THE EXERCISE: Write out the listing, please, but only from its first line through the line containing "const sunRays: number[]", exactly as given and without pictures.

DATA EXCERPT:
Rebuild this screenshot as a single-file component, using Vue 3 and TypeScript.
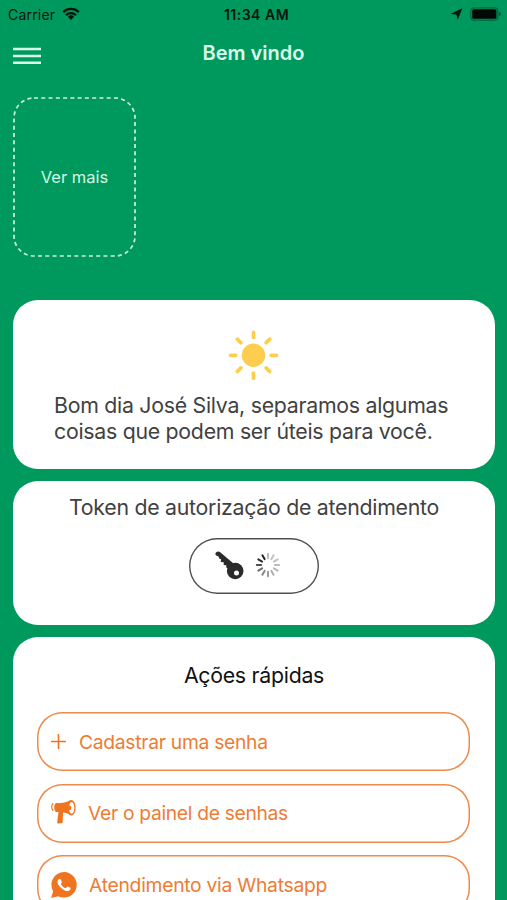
<script setup lang="ts">
interface QuickAction {
  id: 'plus' | 'horn' | 'whatsapp'
  label: string
}

const actions: QuickAction[] = [
  { id: 'plus', label: 'Cadastrar uma senha' },
  { id: 'horn', label: 'Ver o painel de senhas' },
  { id: 'whatsapp', label: 'Atendimento via Whatsapp' },
]

const sunRays: number[] = [0, 45, 90, 135, 180, 225, 270, 315]

// Each spoke is darker than the one before it, going clockwise
const spokes = [0.3, 0.28, 0.28, 0.3, 0.33, 0.37, 0.45, 0.55, 0.66, 0.8, 0.95, 1].map(
  (opacity, i) => ({ angle: i * 30, opacity }),
)
</script>

<template>
  <div class="screen">
    <div class="status">
      <div class="status-left">
        <span class="carrier">Carrier</span>
        <svg class="wifi" width="18" height="14" viewBox="0 0 18 14">
          <g fill="none" stroke="#03150d" stroke-width="2.3">
            <path d="M1.2 5.1a11.2 11.2 0 0 1 15.6 0" />
            <path d="M4 8.1a7.2 7.2 0 0 1 10 0" />
          </g>
          <path d="M5.9 9.7a4.5 4.5 0 0 1 6.2 0L9 12.9z" fill="#03150d" />
        </svg>
      </div>
      <span class="clock">11:34 AM</span>
      <div class="status-right">
        <svg width="13" height="12" viewBox="0 0 13 12">
          <path d="M12.4.2 7.8 11.8 6.4 6.5.3 6.1z" fill="#03150d" />
        </svg>
        <svg width="32" height="14" viewBox="0 0 32 14">
          <rect x=".8" y=".8" width="27" height="12.4" rx="3.2" fill="none" stroke="#04613d" stroke-width="1.2" />
          <rect x="2.2" y="2.2" width="24.2" height="9.6" rx="1.6" fill="#020806" />
          <path d="M29.3 4.8c1.8.6 1.8 3.8 0 4.4z" fill="#04432b" />
        </svg>
      </div>
    </div>

    <header class="nav">
      <button class="menu" aria-label="Menu">
        <svg width="28" height="18" viewBox="0 0 28 18">
          <path d="M0 2h28M0 9h28M0 15.700h28" fill="none" stroke="#d6f9e8" stroke-width="2.400" />
        </svg>
      </button>
      <h1>Bem vindo</h1>
    </header>

    <section class="banner">
      <button class="more">
        <svg class="dashes" width="123" height="160" viewBox="0 0 123 160">
          <rect x="1" y="1" width="121" height="158" rx="20" fill="none" stroke="#c9f3dc" stroke-width="1.7" stroke-dasharray="4 3.27" />
        </svg>
        <span>Ver mais</span>
      </button>
    </section>

    <main class="cards">
      <section class="card greeting">
        <svg class="sun" width="52" height="52" viewBox="-25.5 -25.3 52 52">
          <circle r="11.7" fill="#fdcd50" />
          <path
            v-for="angle in sunRays"
            :key="angle"
            d="M0-17.8V-22.9"
            :transform="`rotate(${angle})`"
            stroke="#fdcd50"
            stroke-width="3.7"
            stroke-linecap="round"
          />
        </svg>
        <p>Bom dia José Silva, separamos algumas<br />coisas que podem ser úteis para você.</p>
      </section>

      <section class="card token">
        <h2>Token de autorização de atendimento</h2>
        <button class="token-button" aria-label="Token">
          <svg width="29" height="29" viewBox="0 0 29 29">
            <g fill="#2b2b2b">
              <path d="M1 1.500C2.200.3 4 .3 5.200 1.300L18.500 12.500 13 17.500 11.200 16.400 11.400 14.200 8.700 14 8.700 11.300 5.800 11 6 8.300 4.200 7.600 3.600 5.600 1.200 4.600C.2 3.700.1 2.400 1 1.500z" />
              <circle cx="20.200" cy="20" r="8.300" />
            </g>
            <circle cx="21.500" cy="22" r="2.500" fill="#fff" />
          </svg>
          <svg width="26" height="26" viewBox="-13 -13 26 26">
            <path
              v-for="spoke in spokes"
              :key="spoke.angle"
              d="M0-6.8V-11.2"
              :transform="`rotate(${spoke.angle})`"
              :stroke-opacity="spoke.opacity"
              stroke="#222"
              stroke-width="2"
              stroke-linecap="round"
            />
          </svg>
        </button>
      </section>

      <section class="card quick">
        <h2>Ações rápidas</h2>
        <button v-for="action in actions" :key="action.id" class="action" :class="action.id">
          <svg v-if="action.id === 'plus'" width="15" height="15" viewBox="0 0 15 15">
            <path d="M7.5.7v13.600M.7 7.500h13.600" fill="none" stroke="#f0741f" stroke-width="1.600" stroke-linecap="round" />
          </svg>
          <svg v-else-if="action.id === 'horn'" width="25" height="26" viewBox="0 0 25 26">
            <path d="M1.900 3.700C.4 5.500.4 8.500 1.900 10.300" fill="none" stroke="#f0741f" stroke-width="1.300" stroke-linecap="round" />
            <g fill="#f0741f">
              <path d="M5 3.100C10 3.400 15 2.600 19.800.2l.6 15.200c-2.600-1.600-5.300-2.600-8.300-2.900L11.600 22c0 .8-.4 1.200-1.100 1.300l-3.100.3c-.9 0-1.300-.5-1.200-1.400l1.300-10.300-2.500.1C2.700 10.600 2.700 4.600 5 3.100z" />
              <ellipse cx="20.200" cy="7.800" rx="4.400" ry="7.700" />
            </g>
            <ellipse cx="20.600" cy="7.800" rx="2.700" ry="5.900" fill="#fff" />
            <path d="M18 5.300a2.400 2.500 0 0 1 0 5z" fill="#f0741f" />
          </svg>
          <svg v-else width="26" height="26" viewBox="0 0 24 24">
            <path fill="#f0741f" d="M12.1.1A11.750 11.750 0 0 0 1.900 17.700L.2 23.900l6.400-1.600A11.750 11.750 0 1 0 12.100.1z" />
            <path
              fill="#fff"
              d="M17.472 14.382c-.297-.149-1.758-.867-2.030-.967-.273-.099-.471-.148-.670.150-.197.297-.767.966-.940 1.164-.173.199-.347.223-.644.075-.297-.150-1.255-.463-2.390-1.475-.883-.788-1.480-1.761-1.653-2.059-.173-.297-.018-.458.130-.606.134-.133.298-.347.446-.520.149-.174.198-.298.298-.497.099-.198.050-.371-.025-.520-.075-.149-.669-1.612-.916-2.207-.242-.579-.487-.500-.669-.510-.173-.008-.371-.010-.570-.010-.198 0-.520.074-.792.372-.272.297-1.040 1.016-1.040 2.479 0 1.462 1.065 2.875 1.213 3.074.149.198 2.096 3.200 5.077 4.487.709.306 1.262.489 1.694.625.712.227 1.360.195 1.871.118.571-.085 1.758-.719 2.006-1.413.248-.694.248-1.289.173-1.413-.074-.124-.272-.198-.570-.347z"
            />
          </svg>
          <span>{{ action.label }}</span>
        </button>
      </section>
    </main>
  </div>
</template>

<style>
body {
  background: #00995d;
}
</style>

<style scoped>
.screen {
  box-sizing: border-box;
  height: 900px;
  overflow: hidden;
  background: #00995d;
  color: #414141;
  font-family: Inter, 'Liberation Sans', sans-serif;
}

button {
  box-sizing: border-box;
  padding: 0;
  border: 0;
  background: none;
  color: inherit;
  font: inherit;
  letter-spacing: inherit;
}

svg {
  display: block;
  flex: none;
}

h1,
h2,
p {
  margin: 0;
  font-weight: 400;
  white-space: nowrap;
}

.status {
  display: grid;
  grid-template-columns: 1fr auto 1fr;
  align-items: center;
  height: 28px;
  padding: 0 5px 0 8px;
  color: #03150d;
  font-size: 14px;
}

.status-left,
.status-right {
  display: flex;
  align-items: center;
}

.status-left {
  gap: 7px;
}

.carrier {
  letter-spacing: 0.2px;
}

.status-right {
  justify-content: flex-end;
  gap: 7px;
}

.clock {
  padding-left: 3px;
  font-weight: 600;
  letter-spacing: 0.5px;
}

.nav {
  display: grid;
  grid-template-columns: 28px 1fr 28px;
  align-items: center;
  height: 49px;
  padding: 0 13px;
  color: #dcfbea;
}

.nav h1 {
  font-size: 20px;
  font-weight: 600;
  text-align: center;
}

.menu {
  padding-top: 7px;
}

.banner {
  padding: 20px 13px 43px;
}

.more {
  display: grid;
  place-items: center;
  width: 123px;
  height: 160px;
  color: #d3f8e5;
  font-size: 16.5px;
}

.more > * {
  grid-area: 1 / 1;
}

.cards {
  display: grid;
  gap: 12px;
  padding: 0 12px 0 13px;
}

.card {
  box-sizing: border-box;
  display: flex;
  flex-direction: column;
  align-items: center;
  border-radius: 25px;
  background: #fff;
}

.greeting p,
.card h2 {
  font-size: 21.3px;
  line-height: 26px;
  letter-spacing: -0.27px;
}

.greeting {
  height: 169px;
  padding-top: 30px;
}

.greeting p {
  align-self: flex-start;
  margin: 10px 0 0 41px;
}

.token {
  height: 144px;
  padding-top: 13px;
}

.token-button {
  display: flex;
  align-items: center;
  gap: 11px;
  width: 130px;
  height: 56px;
  margin-top: 18px;
  padding: 0 0 2px 26px;
  border-radius: 28px;
  box-shadow: inset 0 0 0 1.4px #505050;
}

.quick {
  align-items: flex-start;
  gap: 12.5px;
  height: 320px;
  padding: 25px 24px 0;
}

.quick h2 {
  align-self: center;
  margin-bottom: 11.6px;
  color: #111;
}

.action {
  display: flex;
  align-items: center;
  flex: none;
  width: 433px;
  height: 59px;
  padding-left: 14px;
  border-radius: 25px;
  box-shadow: inset 0 0 0 1.5px #ee8a4b;
  color: #ee7c34;
  font-size: 19.3px;
  letter-spacing: -0.33px;
  gap: 12px;
  white-space: nowrap;
}

.plus {
  gap: 13px;
  letter-spacing: -0.3px;
}

.whatsapp {
  letter-spacing: -0.27px;
}
</style>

FULL OUTPUT:
Rebuild this screenshot as a single-file component, using Vue 3 and TypeScript.
<script setup lang="ts">
interface QuickAction {
  id: 'plus' | 'horn' | 'whatsapp'
  label: string
}

const actions: QuickAction[] = [
  { id: 'plus', label: 'Cadastrar uma senha' },
  { id: 'horn', label: 'Ver o painel de senhas' },
  { id: 'whatsapp', label: 'Atendimento via Whatsapp' },
]

const sunRays: number[] = [0, 45, 90, 135, 180, 225, 270, 315]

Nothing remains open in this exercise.